8. Another variation of inner reach, the Soul Forests comprise an allegorical portrait of the composer imagined as an expansive natural entity. This is realized by temporarily reducing the quintet forces to a low trio of clarinet, horn, and bassoon, and by stripping away any rhythmic or ornamental details to form a sombre chorale grown from theme seedlings.
9. This unflattering Waltz of the Misremembered Pasts is constructed from the embarrassing foibles of human memory, using the theme as a dissonant tone series, awkwardly hampered by the general unreliability of inner narrative. The dance haltingly proceeds until finally collapsing in a gesture of inner frustration.
10. The Gaze of the Third Eye imagines the sound made by the third eye chakra as it stares out invisibly from the sitter’s forehead. The theme is developed into its most serious and perhaps most quasi-heroic formulation, as the enterprise of mystical sight unfolds amidst prolonged dissonant tones devotedly outlasting their original chords.
11. The scherzo variation Wayward Cubist Nose follows the adventures of the sitter’s facial anatomy as it experiences the sensation of being viewed from multiple simultaneous perspectives. Amongst buoyant theme-based staccati the oboe traces a slow theme statement while being followed at a shadowy distance by the same material in a subdued clarinet.
12. This purposely unsatisfying partial fugue made of theme statements all in the same key outlines a countenance with blurred features during the obligatory but destabilizing act of presenting contradictory personae in the public sphere. Attempting nevertheless to reiterate core identity, these ‘masks’ of differing instrumental colors avoid a psychic fugue state by culminating in the commonplace comfort of a major triad. The horn finishes with a lonely retrograde statement, unanswered and abandoned.

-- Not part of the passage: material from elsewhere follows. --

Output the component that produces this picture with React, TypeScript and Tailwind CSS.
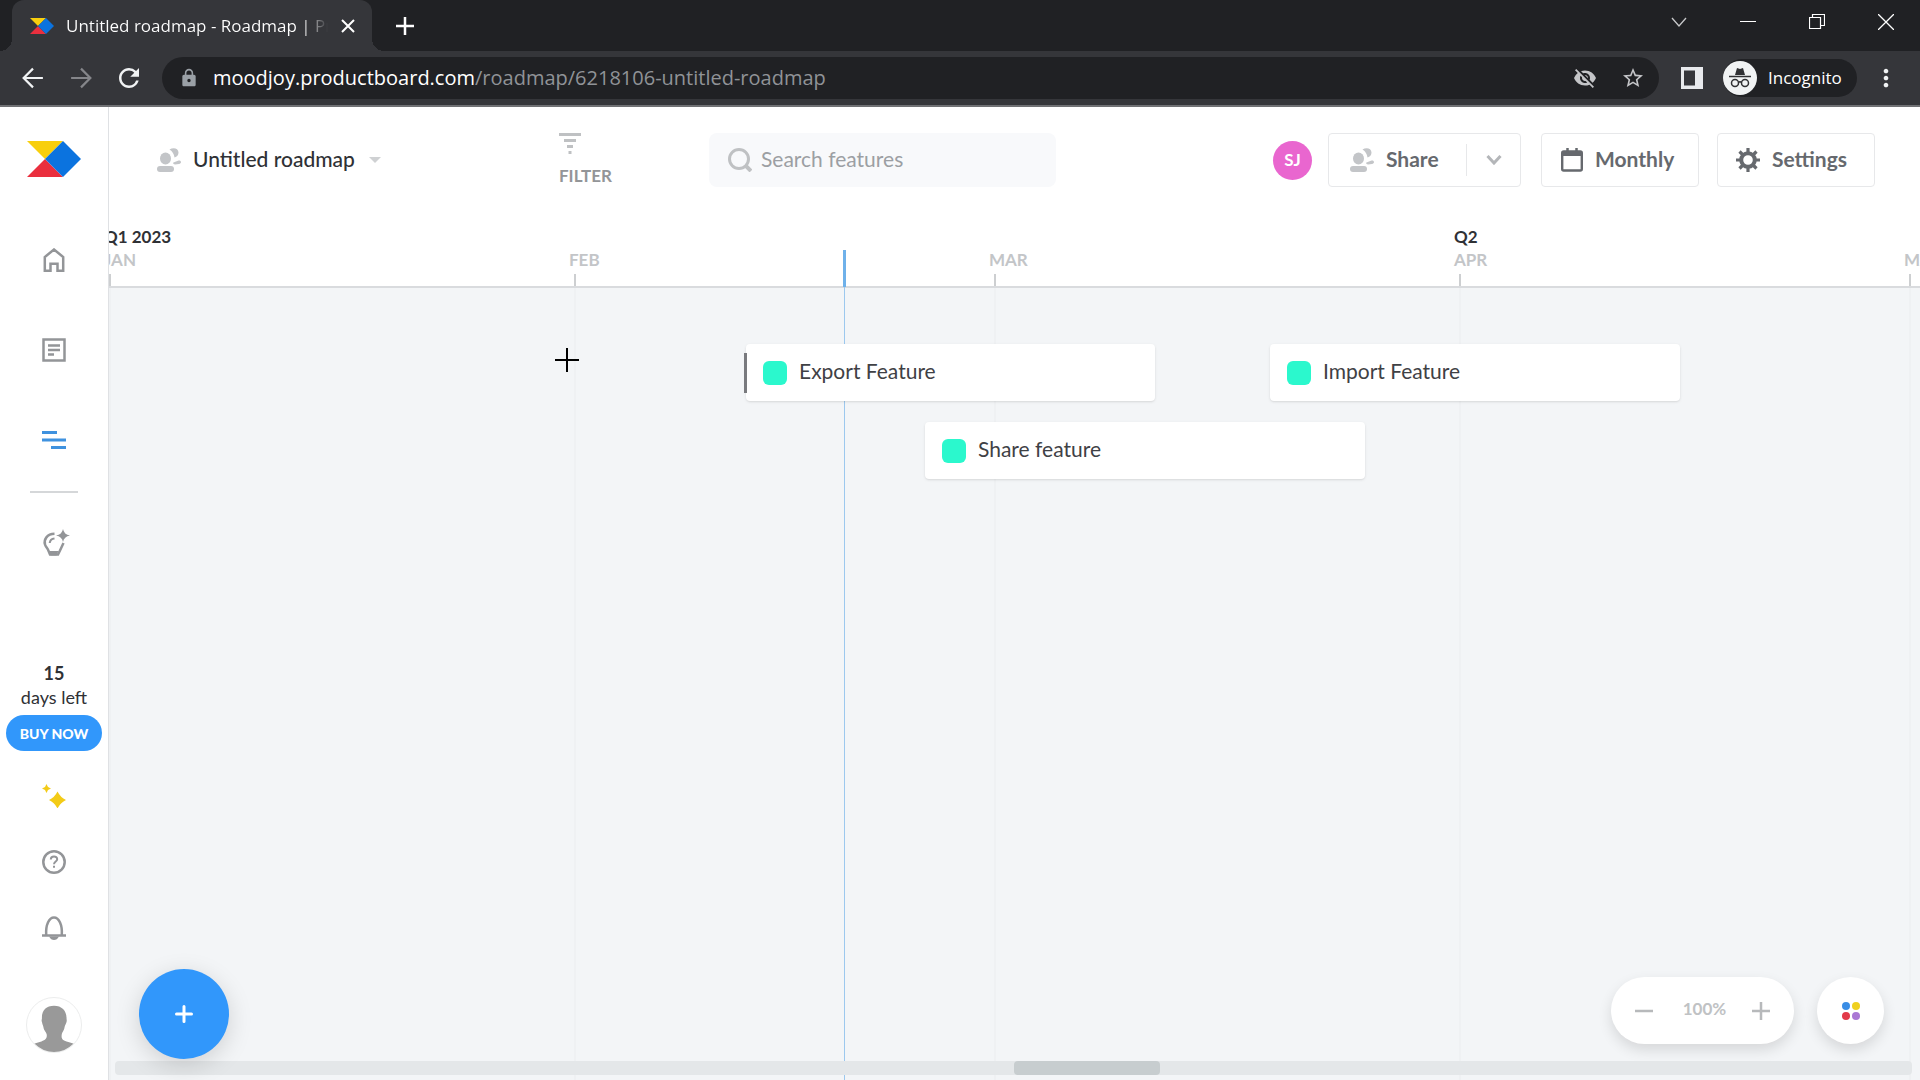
import React from 'react';
import { MdLock, MdVisibilityOff, MdStarBorder, MdMoreVert, MdRefresh } from 'react-icons/md';

type Month = {
  label: string;
  quarter?: string;
  width: string;
};

type Feature = {
  title: string;
  position: string;
  handle?: boolean;
};

const months: Month[] = [
  { label: 'JAN', quarter: 'Q1 2023', width: 'w-[465px]' },
  { label: 'FEB', width: 'w-[420px]' },
  { label: 'MAR', width: 'w-[465px]' },
  { label: 'APR', quarter: 'Q2', width: 'w-[450px]' },
  { label: 'MAY', width: 'w-[465px]' }
];

const lanes: Feature[][] = [
  [
    { title: 'Export Feature', position: 'ml-[637px] w-[409px]', handle: true },
    { title: 'Import Feature', position: 'ml-[115px] w-[410px]' }
  ],
  [{ title: 'Share feature', position: 'ml-[816px] w-[440px]' }]
];

function Logo({ className }: { className: string }) {
  return (
    <svg viewBox="0 0 54 36" className={className} aria-hidden="true">
      <path d="M0 0h36L18 18z" fill="#f8cf0d" />
      <path d="M0 36h36L18 18z" fill="#ea2f3e" />
      <path d="M36 0l18 18-18 18-18-18z" fill="#0b73df" />
    </svg>
  );
}

function PeopleIcon() {
  return (
    <svg viewBox="0 0 24 24" className="size-6 shrink-0" fill="#c3c5c8" aria-hidden="true">
      <ellipse cx="8.5" cy="10.5" rx="5.5" ry="6" />
      <rect x="0" y="18" width="17" height="6" rx="3" />
      <path d="M12.5 1.5C16 -1 21.500 0 21.500 4.500c0 2.500-1.500 4.500-4 5C17 6 15.500 3.500 12.500 1.500z" />
      <path d="M16.500 14.500l5-2c3-.5 3.500 3 .5 3.500l-4 .5c-1.500 0-2.500-1.500-1.500-2z" />
    </svg>
  );
}

function BrowserChrome() {
  return (
    <div className="shrink-0 bg-[#202124] font-['Open_Sans','Noto_Sans',sans-serif] text-white">
      <div className="flex h-[51px] items-stretch pl-3">
        <div className="relative flex w-[360px] items-center rounded-t-xl bg-[#35363a] pl-[18px] pr-4">
          <span className="absolute bottom-0 -left-3 size-3 bg-[radial-gradient(circle_at_0_0,#202124_12px,#35363a_12px)]" />
          <span className="absolute bottom-0 -right-3 size-3 bg-[radial-gradient(circle_at_100%_0,#202124_12px,#35363a_12px)]" />
          <Logo className="h-4 w-6 shrink-0" />
          <span className="ml-3 w-[262px] overflow-hidden whitespace-nowrap bg-linear-to-r from-white from-90% to-transparent bg-clip-text text-[17px] text-transparent">
            Untitled roadmap - Roadmap | Productboard
          </span>
          <button aria-label="Close tab" className="ml-[13px]">
            <svg viewBox="0 0 14 14" className="size-[14px]" stroke="white" strokeWidth="2">
              <path d="M1 1l12 12M13 1L1 13" />
            </svg>
          </button>
        </div>
        <button aria-label="New tab" className="ml-6">
          <svg viewBox="0 0 18 18" className="size-[18px]" stroke="white" strokeWidth="2.500">
            <path d="M9 0v18M0 9h18" />
          </svg>
        </button>
        <div className="ml-auto flex items-start gap-[53px] pr-[26px] pt-[14px]">
          <button aria-label="Search tabs">
            <svg viewBox="0 0 16 16" className="size-4" fill="none" stroke="#c8c9cb" strokeWidth="1.300">
              <path d="M1 4l7 8 7-8" />
            </svg>
          </button>
          <button aria-label="Minimize">
            <svg viewBox="0 0 16 16" className="size-4" stroke="white">
              <path d="M0 7.500h16" />
            </svg>
          </button>
          <button aria-label="Restore">
            <svg viewBox="0 0 16 16" className="size-4" fill="none" stroke="white" strokeWidth="1.200">
              <path d="M.5 3.500h11v11H.5zM3.500 3.500v-3h12v11h-4" />
            </svg>
          </button>
          <button aria-label="Close window">
            <svg viewBox="0 0 16 16" className="size-4" stroke="white" strokeWidth="1.300">
              <path d="M0 0l16 16M16 0L0 16" />
            </svg>
          </button>
        </div>
      </div>

      <div className="flex h-14 items-center border-b-2 border-[#707174] bg-[#35363a] pl-[22px] pr-5">
        <button aria-label="Back">
          <svg viewBox="0 0 20 20" className="size-[22px]" fill="none" stroke="#f1f3f4" strokeWidth="2">
            <path d="M10 1.500L1.500 10l8.500 8.500M1.500 10H19" />
          </svg>
        </button>
        <button aria-label="Forward" className="ml-[26px]">
          <svg viewBox="0 0 20 20" className="size-[22px]" fill="none" stroke="#85868a" strokeWidth="2">
            <path d="M10 1.500l8.500 8.500-8.500 8.500M18.500 10H1" />
          </svg>
        </button>
        <button aria-label="Reload" className="ml-[22px]">
          <MdRefresh className="size-[30px] text-[#f1f3f4]" />
        </button>
        <div className="ml-[18px] flex h-[42px] min-w-0 flex-1 items-center rounded-full bg-[#202124] pl-[17px] pr-[14px]">
          <MdLock className="size-5 shrink-0 text-[#9aa0a6]" />
          <div className="ml-[14px] flex-1 truncate text-[20px] text-[#909397]">
            <span className="text-white">moodjoy.productboard.com</span>/roadmap/6218106-untitled-roadmap
          </div>
          <button aria-label="Third-party cookies blocked">
            <MdVisibilityOff className="size-6 text-[#c4c5c8]" />
          </button>
          <button aria-label="Bookmark this tab" className="ml-6">
            <MdStarBorder className="size-6 text-[#c4c5c8]" />
          </button>
        </div>
        <button aria-label="Side panel" className="ml-[22px]">
          <svg viewBox="0 0 22 22" className="size-[22px]">
            <path d="M0 0h22v22H0z" fill="#e8eaed" />
            <path d="M3 3.500h11v15H3z" fill="#35363a" />
          </svg>
        </button>
        <button className="ml-5 flex h-[38px] w-[134px] items-center rounded-full bg-[#202124] text-[17px]">
          <svg viewBox="0 0 34 34" className="size-[34px]" fill="none" stroke="#303134">
            <circle cx="17" cy="17" r="17" fill="#f1f3f4" stroke="none" />
            <path d="M12 14l2-7 3 1 3-1 2 7z" fill="#303134" stroke="none" />
            <path d="M6 15.500h22" strokeWidth="1.500" />
            <circle cx="12" cy="22" r="3.500" strokeWidth="1.500" />
            <circle cx="22" cy="22" r="3.500" strokeWidth="1.500" />
            <path d="M15.500 21.500q1.500-1.500 3 0" strokeWidth="1.500" />
          </svg>
          <span className="ml-[11px]">Incognito</span>
        </button>
        <button aria-label="Chrome menu" className="ml-[15px]">
          <MdMoreVert className="size-[28px] text-[#f1f3f4]" />
        </button>
      </div>
    </div>
  );
}

function Sidebar() {
  const item = 'flex h-[66px] w-full items-center justify-center';

  return (
    <aside className="flex w-[109px] shrink-0 flex-col items-center border-r border-[#dfe1e4] bg-white">
      <a href="#" aria-label="Productboard" className="mt-[34px] mb-[38px]">
        <Logo className="h-9 w-[54px]" />
      </a>
      <nav className="flex w-full flex-col items-center">
        <a href="#" aria-label="Home" className="flex h-[90px] w-full items-center justify-center">
          <svg viewBox="0 0 24 24" className="size-6" fill="none" stroke="#939598" strokeWidth="2.500">
            <path d="M2.800 22.700V9L12 1.500 21.200 9v13.700H15.500v-7h-7v7z" />
          </svg>
        </a>
        <a href="#" aria-label="Features" className="flex h-[90px] w-full items-center justify-center">
          <svg viewBox="0 0 24 24" className="size-6" fill="none" stroke="#939598" strokeWidth="2.500">
            <path d="M1.500 1.500h21v21h-21zM6 7.500h12M6 12h12M6 16.500h6" />
          </svg>
        </a>
        <a href="#" aria-label="Roadmap" className="flex h-[90px] w-full items-center justify-center">
          <svg viewBox="0 0 24 24" className="size-6" fill="none" stroke="#3f92df" strokeWidth="3">
            <path d="M0 4.500h15M0 12h24M9 19.500h15" />
          </svg>
        </a>
        <hr className="mt-[6px] w-12 border-t-2 border-[#d5d7d9]" />
        <a href="#" aria-label="Insights" className="mt-9 flex w-full justify-center">
          <svg viewBox="0 0 28 28" className="ml-1 size-7" fill="none" stroke="#939598" strokeWidth="2.500">
            <path d="M12.500 4.800C5 5 1.500 10.500 3 15.500c.8 2.800 3 4 3.500 6.500l1.500 3.500h8l2-4 3.500-7.500" />
            <path d="M12.500 9.500c-3 .3-4.500 2-4.800 4.500" strokeWidth="2" />
            <path d="M21 0q1 5.500 7 6.500-6 1-7 6.500-1-5.500-7-6.500 6-1 7-6.500z" fill="#939598" stroke="none" />
            <path d="M7 22h9.500l-2 4.500h-6z" fill="#939598" stroke="none" />
          </svg>
        </a>
      </nav>

      <div className="mt-auto text-center text-[18px] leading-6 text-[#2f3135]">
        <p className="font-bold">15</p>
        <p>days left</p>
      </div>
      <button className="mt-[6px] h-9 w-24 rounded-full bg-[#3197fb] text-[14px] font-black text-white">
        BUY NOW
      </button>
      <div className="mt-3 w-full">
        <button aria-label="What's new" className={item}>
          <svg viewBox="0 0 24 24" className="size-6" fill="#f3cb17">
            <path d="M4.500 0L6 3l3 1.500L6 6 4.500 9 3 6 0 4.500 3 3zM15.500 7.500q3 6 8.500 8.500-5.500 2.500-8.500 8.500-3-6-8.500-8.500 5.500-2.500 8.500-8.500z" />
          </svg>
        </button>
        <button aria-label="Help" className={item}>
          <svg viewBox="0 0 24 24" className="size-6" fill="none" stroke="#939598" strokeWidth="2.500">
            <circle cx="12" cy="12" r="10.700" />
            <path d="M8.800 9.500c0-4 6.400-4 6.400-.3 0 2.300-3.200 2.300-3.200 5" strokeWidth="2" />
            <path d="M12 15.800v2" strokeWidth="2" />
          </svg>
        </button>
        <button aria-label="Notifications" className={item}>
          <svg viewBox="0 0 24 24" className="size-6" fill="none" stroke="#939598" strokeWidth="2.500">
            <path d="M4.200 19C3.500 9 7 1.500 12 1.500S20.500 9 19.800 19" />
            <path d="M0 19.500h24" />
            <path d="M7 20.500h10q-2 3.500-5 3.500t-5-3.500z" fill="#939598" stroke="none" />
          </svg>
        </button>
      </div>
      <button aria-label="Your profile" className="mt-9 mb-[27px] size-14 overflow-hidden rounded-full border border-[#eceded] bg-white">
        <svg viewBox="0 0 56 56" className="size-full" fill="#999">
          <path d="M28 8c-8 0-13 5-12.500 13 0 1-.8 2 0 4 .3 2 1 3 1.500 5 .5 4 3 5 3.500 8 .3 4-1 5.500-5.500 7-5 1.500-9 2.500-12.500 5v8h51v-8c-3.500-2.500-7.500-3.500-12.500-5-4.500-1.500-5.500-3-5-7 .5-3 2.500-4 3-8 .5-2 1.500-3 2-5 .5-2 0-3 0-4C41 13 36 8 28 8z" />
        </svg>
      </button>
    </aside>
  );
}

function Toolbar() {
  const button =
    'flex h-[54px] items-center rounded-sm border border-[#e7e8ea] bg-white text-[21px] font-bold text-[#66696e]';

  return (
    <header className="flex h-[106px] items-center pl-12 pr-[45px]">
      <div className="w-[402px] shrink-0">
        <button className="flex items-center text-[21px] font-medium text-[#2f3135]">
          <PeopleIcon />
          <span className="ml-3 pb-[3px]">Untitled roadmap</span>
          <svg viewBox="0 0 12 6" className="ml-[14px] h-[6px] w-3" fill="#cfd1d3">
            <path d="M0 0h12L6 6z" />
          </svg>
        </button>
      </div>
      <div className="w-[150px] shrink-0">
        <button className="flex flex-col items-start gap-2 text-[17px] leading-6 font-bold text-[#939598]">
          <svg viewBox="0 0 22 24" className="h-6 w-[22px]" stroke="#bfc1c3" strokeWidth="3">
            <path d="M0 2.500h22M5 8.500h12M8 14.500h6M9.500 20.500h3" />
          </svg>
          FILTER
        </button>
      </div>
      <label className="flex h-[54px] w-[347px] items-center rounded-lg bg-[#f8f9fb] pl-[19px]">
        <svg viewBox="0 0 24 24" className="size-6 shrink-0" fill="none" stroke="#bfc1c3" strokeWidth="3">
          <circle cx="11" cy="11" r="9.500" />
          <path d="M17 17l6 6" strokeWidth="4" />
        </svg>
        <input
          type="search"
          aria-label="Search features"
          placeholder="Search features"
          className="ml-[9px] min-w-0 flex-1 bg-transparent pb-[3px] text-[21px] outline-none placeholder:text-[#9c9fa3]"
        />
      </label>

      <div className="ml-auto flex shrink-0 items-center">
        <span className="mr-4 flex size-[39px] items-center justify-center rounded-full bg-[#e966cf] text-[17px] font-bold text-white">
          SJ
        </span>
        <div className={`${button} mr-5 w-[193px]`}>
          <button className="flex h-full flex-1 items-center gap-3 pl-[21px]">
            <PeopleIcon />
            <span className="pb-[3px]">Share</span>
          </button>
          <button aria-label="Share options" className="flex h-8 w-[54px] items-center justify-center border-l border-[#e7e8ea]">
            <svg viewBox="0 0 16 10" className="h-[10px] w-4" fill="none" stroke="#b4b6b9" strokeWidth="3">
              <path d="M1.500 1l6.500 7 6.500-7" />
            </svg>
          </button>
        </div>
        <button className={`${button} mr-[18px] w-[158px] gap-3 pl-[19px]`}>
          <svg viewBox="0 0 22 24" className="h-6 w-[22px]" fill="none" stroke="#66696e">
            <rect x="1.200" y="3.500" width="19.600" height="19" rx="1.500" strokeWidth="2.400" />
            <path d="M1 5.500h20" strokeWidth="5" />
            <path d="M6.500 0v5M15.500 0v5" strokeWidth="2.500" />
          </svg>
          <span className="pb-[3px]">Monthly</span>
        </button>
        <button className={`${button} w-[158px] gap-3 pl-[18px]`}>
          <svg viewBox="0 0 24 24" className="size-6" fill="none" stroke="#66696e">
            <circle cx="12" cy="12" r="6.800" strokeWidth="4" />
            <path
              d="M12 0v4M12 20v4M0 12h4M20 12h4M3.500 3.500l3 3M17.500 17.500l3 3M20.500 3.500l-3 3M6.500 17.500l-3 3"
              strokeWidth="3.200"
            />
          </svg>
          <span className="pb-[3px]">Settings</span>
        </button>
      </div>
    </header>
  );
}

function FeatureCard({ feature }: { feature: Feature }) {
  return (
    <article
      className={`relative flex h-[57px] shrink-0 items-center rounded-sm bg-white pl-[17px] text-[21px] text-[#3f4145] shadow-sm ${feature.position}`}
    >
      {feature.handle && <span className="absolute top-[9px] -left-[2px] h-10 w-[3px] bg-[#797a7e]" />}
      <span className="size-6 shrink-0 rounded-md bg-[#2bf8cd]" />
      <span className="ml-3 pb-[3px]">{feature.title}</span>
    </article>
  );
}

function Timeline() {
  return (
    <section className="relative flex min-h-0 flex-1 flex-col overflow-hidden bg-[#f3f5f7]">
      <div className="flex h-[75px] shrink-0 overflow-hidden border-b-2 border-[#d9dbde] bg-white">
        {months.map((month) => (
          <div key={month.label} className={`flex shrink-0 flex-col justify-end leading-[23px] font-bold ${month.width}`}>
            <span className="-ml-[5px] text-[17px] text-[#2f3135]">{month.quarter}</span>
            <span className="-ml-[5px] text-[17px] text-[#c3c5c8]">{month.label}</span>
            <span className="mt-[3px] h-3 w-[2px] bg-[#cdcfd1]" />
          </div>
        ))}
      </div>

      {/* month separators and the today marker sit behind the cards */}
      <div className="absolute top-[75px] bottom-0 left-0 flex">
        {months.map((month) => (
          <div key={month.label} className={`shrink-0 border-l-2 border-[#eff1f3] ${month.width}`} />
        ))}
      </div>
      <div className="absolute top-[37px] bottom-0 left-[734px] flex w-[3px] flex-col items-center">
        <span className="h-[37px] w-[3px] bg-[#6fb1ea]" />
        <span className="w-px flex-1 bg-[#9cc8ee]" />
      </div>

      <div className="relative flex flex-1 flex-col gap-[21px] pt-14">
        {lanes.map((lane, index) => (
          <div key={index} className="flex">
            {lane.map((feature) => (
              <FeatureCard key={feature.title} feature={feature} />
            ))}
          </div>
        ))}
      </div>

      <svg viewBox="0 0 24 24" className="absolute top-[135px] left-[446px] size-6" stroke="black" strokeWidth="2">
        <path d="M12 0v24M0 12h24" />
      </svg>

      <button
        aria-label="Add feature"
        className="absolute bottom-[21px] left-[30px] z-10 flex size-[90px] items-center justify-center rounded-full bg-[#3197fb] shadow-[0_6px_24px_rgba(0,0,0,0.15)]"
      >
        <svg viewBox="0 0 18 18" className="size-[18px]" stroke="white" strokeWidth="3" strokeLinecap="round">
          <path d="M9 1.500v15M1.500 9h15" />
        </svg>
      </button>

      <div className="absolute right-9 bottom-9 flex gap-[23px] text-[17px] font-bold text-[#c0c2c4]">
        <div className="flex h-[67px] w-[183px] items-center justify-between rounded-full bg-white px-6 shadow-[0_6px_14px_rgba(0,0,0,0.12)]">
          <button aria-label="Zoom out">
            <svg viewBox="0 0 18 18" className="size-[18px]" stroke="#b7b9bb" strokeWidth="2.500">
              <path d="M0 9h18" />
            </svg>
          </button>
          <span className="ml-1 pb-[3px]">100%</span>
          <button aria-label="Zoom in">
            <svg viewBox="0 0 18 18" className="size-[18px]" stroke="#b7b9bb" strokeWidth="2.500">
              <path d="M9 0v18M0 9h18" />
            </svg>
          </button>
        </div>
        <button
          aria-label="Color legend"
          className="flex size-[67px] items-center justify-center rounded-full bg-white shadow-[0_6px_14px_rgba(0,0,0,0.12)]"
        >
          <svg viewBox="0 0 18 18" className="size-[18px]">
            <circle cx="4" cy="4" r="4" fill="#3a8de5" />
            <circle cx="14" cy="4" r="4" fill="#efd01f" />
            <circle cx="4" cy="14" r="4" fill="#e23a49" />
            <circle cx="14" cy="14" r="4" fill="#aa78d5" />
          </svg>
        </button>
      </div>

      <div className="relative mr-2 mb-[5px] ml-[6px] h-[14px] shrink-0 rounded-sm bg-[#e4e7e9]">
        <div className="ml-[50%] h-full w-[146px] rounded-sm bg-[#c7cdcf]" />
      </div>
    </section>
  );
}

export default function App() {
  return (
    <div className="flex h-screen flex-col overflow-hidden bg-white font-[Lato,sans-serif]">
      <BrowserChrome />
      <div className="flex min-h-0 flex-1">
        <Sidebar />
        <main className="flex min-w-0 flex-1 flex-col">
          <Toolbar />
          <Timeline />
        </main>
      </div>
    </div>
  );
}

13. In this final self-portrait, the Auricle Apotheosis, the flute at last leads the ensemble as a musical embodiment of the composer’s ear, rather in the manner of an exalted ballet finale, but with more intimate proportions. As the sovereign organ of musical perception and taste, it searches for meaning in the realm of the theme’s aural landscape. The quintet quietly ends as the deified flute ascends to the top of a chord made from the composer’s initials, J.W.W. (A#-B-B), a kind of sonic artist’s signature mantled in a raiment of strangely consonant dissonance.